Read verses 5-7. “This is the message we have heard from him and declare to you: God is light; in him there is no darkness at all. If we claim to have fellowship with him yet walk in the darkness, we lie and do not live by the truth. But if we walk in the light, as he is in the light, we have fellowship with one another, and the blood of Jesus, his Son, purifies us from all sin.” These verses also define fellowship. Christian fellowship for us is a lifestyle and a way of life. God gave us truth. He shed his light upon us through his Word. In his word we find truth and salvation for our soul and rest in the kingdom of God. John tells us that to have fellowship with God— we must walk in the word of God— in the truth and light of God. Outside of this, we cannot claim to have fellowship with God.


The fellowship of believers is the fellowship in the word of God. Some have the fellowship of sin as they sin together and enjoy the world together. Some have fellowship of common ideas. Some Christians have fellowship based on truth but a set of ceremonies and traditions. But if their fellowship is not in and through the word of God, it still darkness. But the Christian has real fellowship when our life and actions are rooted and directed by the word of God. What does fellowship mean? Christian fellowship is a common way of life rooted in the word of God. That fellowship is powerful and influential beyond human comprehension.

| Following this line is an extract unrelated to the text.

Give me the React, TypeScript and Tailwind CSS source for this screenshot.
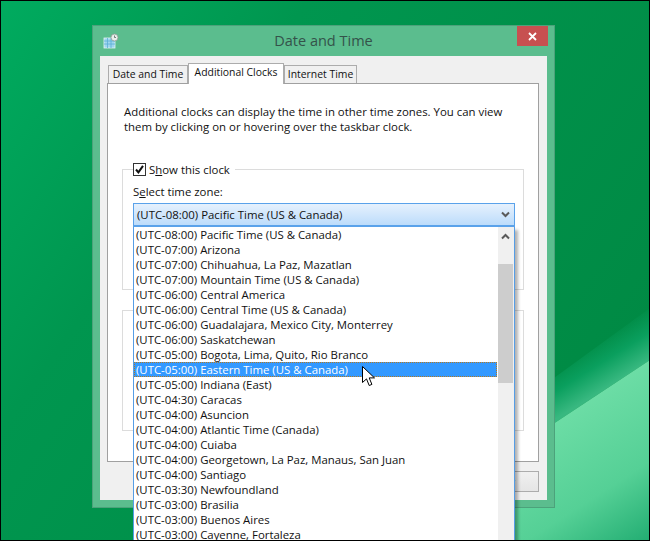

Today we look at our own fellowship. We see failings and problems that trouble us because we live in a real world. But we also see a fellowship of believers who have committed their lives to the fellowship of Jesus Christ— to share in his suffering— to sacrifice plans and ideas and many things— and to unite in the word of God — with the prayer to bring the gospel to all people.


Read verses 8 and 9. “If we claim to be without sin, we deceive ourselves and the truth is not in us. If we confess our sins, he is faithful and just and will forgive us our sins and purify us from all unrighteousness.” John ends this chapter with a truth that is the health of a fellowship with God and with each other. John urges us to take sin seriously. When we take sin seriously, our hearts open to the word of God to find our sins and to repent of them. We see the grace of God and receive his forgiveness that our hearts our cleansed from sin and we are brought closer to God. What is fellowship? fellowship is an attitude of repentance which we must hold to and proclaim as truth in our Bible studies and prayers. And when we maintain repentance among us, then our fellowship with God and with one another is strong and healthy and we walk in truth to fruitfulness. John teaches us what fellowship is. He tells us the importance of fellowship in our Christian pilgrimage. May God bless and strengthen our fellowship with him and with one another until we bear the fruit of life in this world.

One thought on “1 John 1:1-10 | Christian Fellowship

  1. The massage of true fellowship with the Father through his Son Jesus Christ is a complete teachings that we as believers need to know. I am excited. Thank you so much.